Training
========

Basic Training
--------------

Train a surrogate model with PyTorch:

.. code-block:: python

   import torch
   from torch.utils.data import TensorDataset, DataLoader
   from moltenflow.models.surrogate import PropertySurrogate
   from moltenflow.data.transforms import TargetScaler

   # Prepare data
   scaler = TargetScaler.fit(y_train.numpy())
   y_train_scaled = torch.from_numpy(scaler.transform(y_train.numpy()))

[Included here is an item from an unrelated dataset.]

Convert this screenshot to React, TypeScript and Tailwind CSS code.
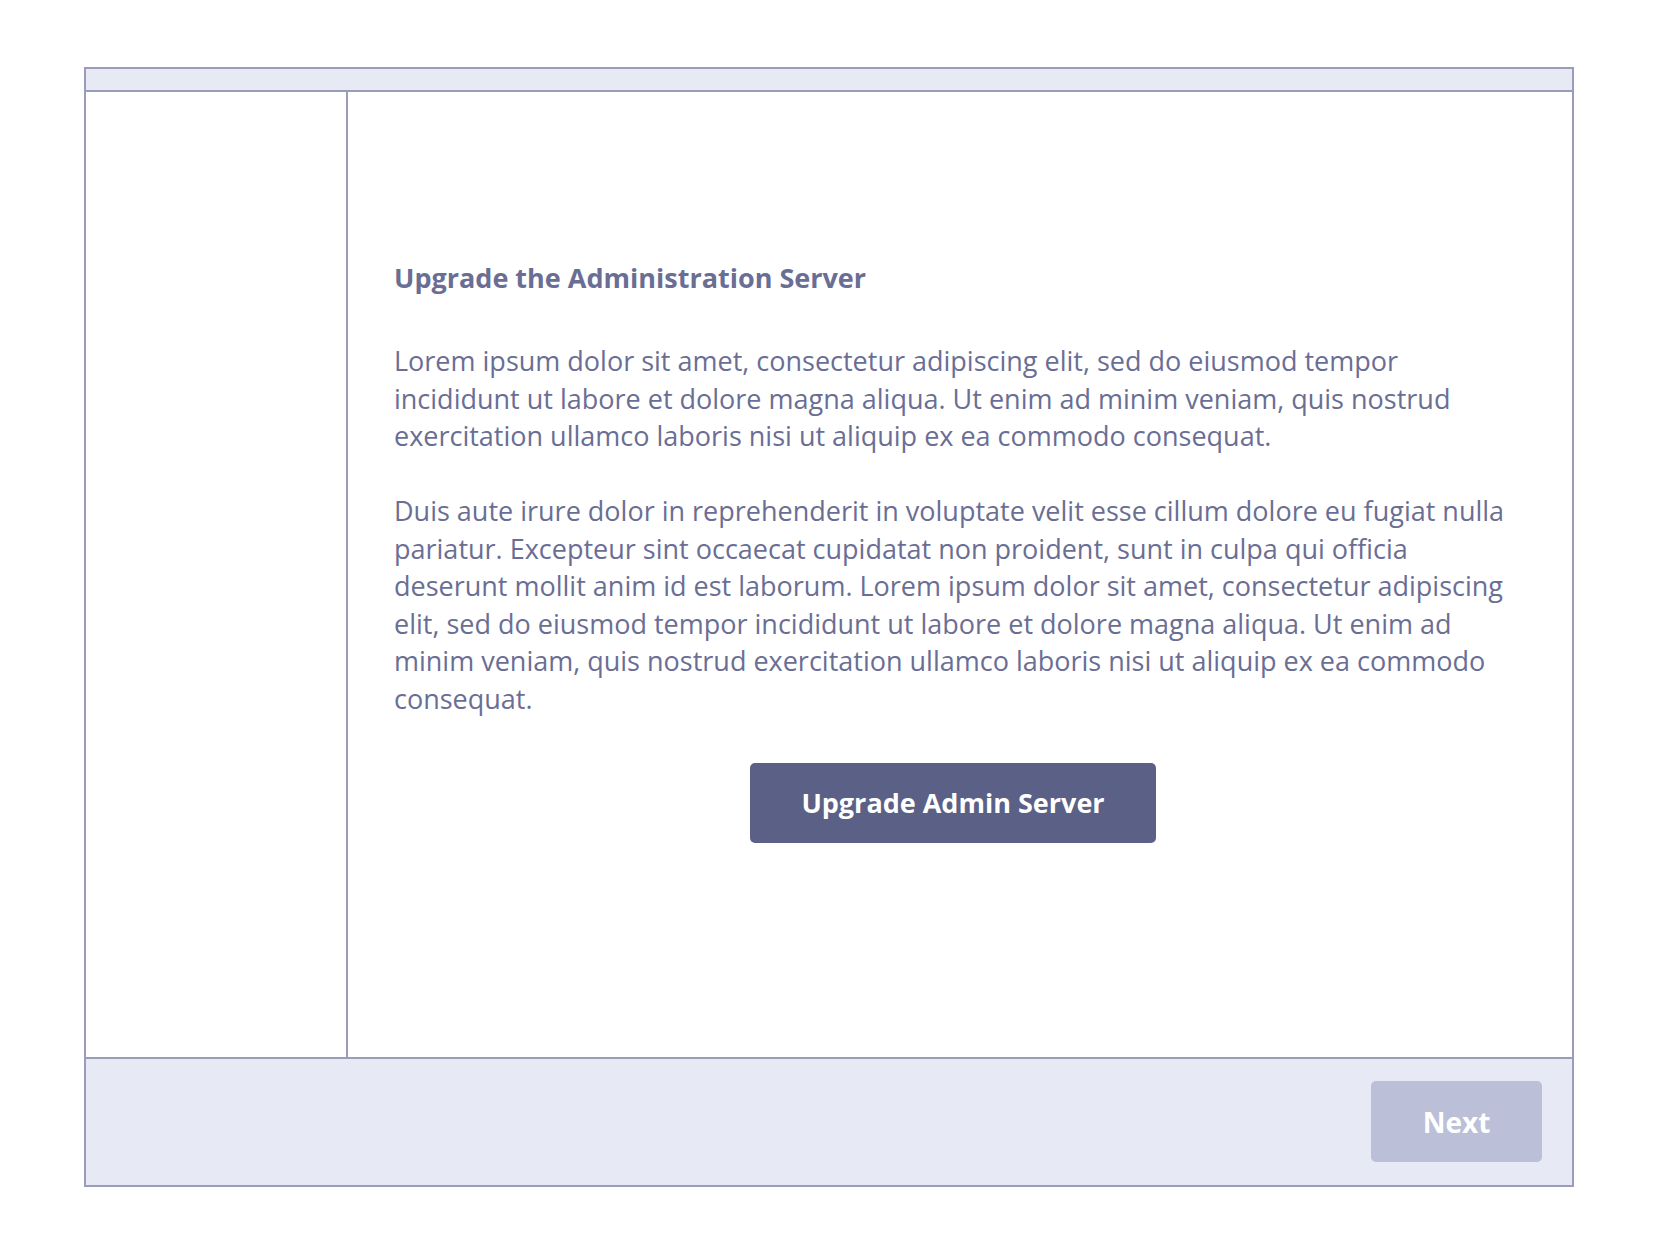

   dataset = TensorDataset(z_train, y_train_scaled)
   loader = DataLoader(dataset, batch_size=256, shuffle=True)

   # Train
   model = PropertySurrogate(in_dim=2048, out_dim=1)
   optimizer = torch.optim.Adam(model.parameters(), lr=1e-3)
   loss_fn = torch.nn.MSELoss()

   for epoch in range(30):
       for z_batch, y_batch in loader:
           optimizer.zero_grad()
           loss = loss_fn(model(z_batch), y_batch)
           loss.backward()
           optimizer.step()

Conditional Training
--------------------

Include conditions (e.g., temperature, pressure):

.. code-block:: python

   model = PropertySurrogate(in_dim=2048, out_dim=1, cond_dim=2)

   # Scale conditions too
   cond_scaler = TargetScaler.fit(c_train.numpy())
   c_train_scaled = torch.from_numpy(cond_scaler.transform(c_train.numpy()))

   dataset = TensorDataset(z_train, c_train_scaled, y_train_scaled)

   for z_batch, c_batch, y_batch in loader:
       loss = loss_fn(model(z_batch, c_batch), y_batch)

Multi-Property Training with Masked Loss
-----------------------------------------

For datasets with incomplete labels, use ``MaskedMSELoss``:

.. code-block:: python

   from moltenflow.training.losses import MaskedMSELoss

   # y_train may contain NaN values
   loss_fn = MaskedMSELoss()  # Ignores NaN targets

   for z_batch, y_batch in loader:
       loss = loss_fn(model(z_batch), y_batch)  # Only valid entries contribute

Data Splitting
--------------

Use molecule-based splitting to prevent data leakage:

.. code-block:: python

   from sklearn.model_selection import GroupShuffleSplit

   gss = GroupShuffleSplit(n_splits=1, test_size=0.1, random_state=42)
   train_idx, val_idx = next(gss.split(z, groups=smiles))

This ensures molecules in validation are completely unseen during training.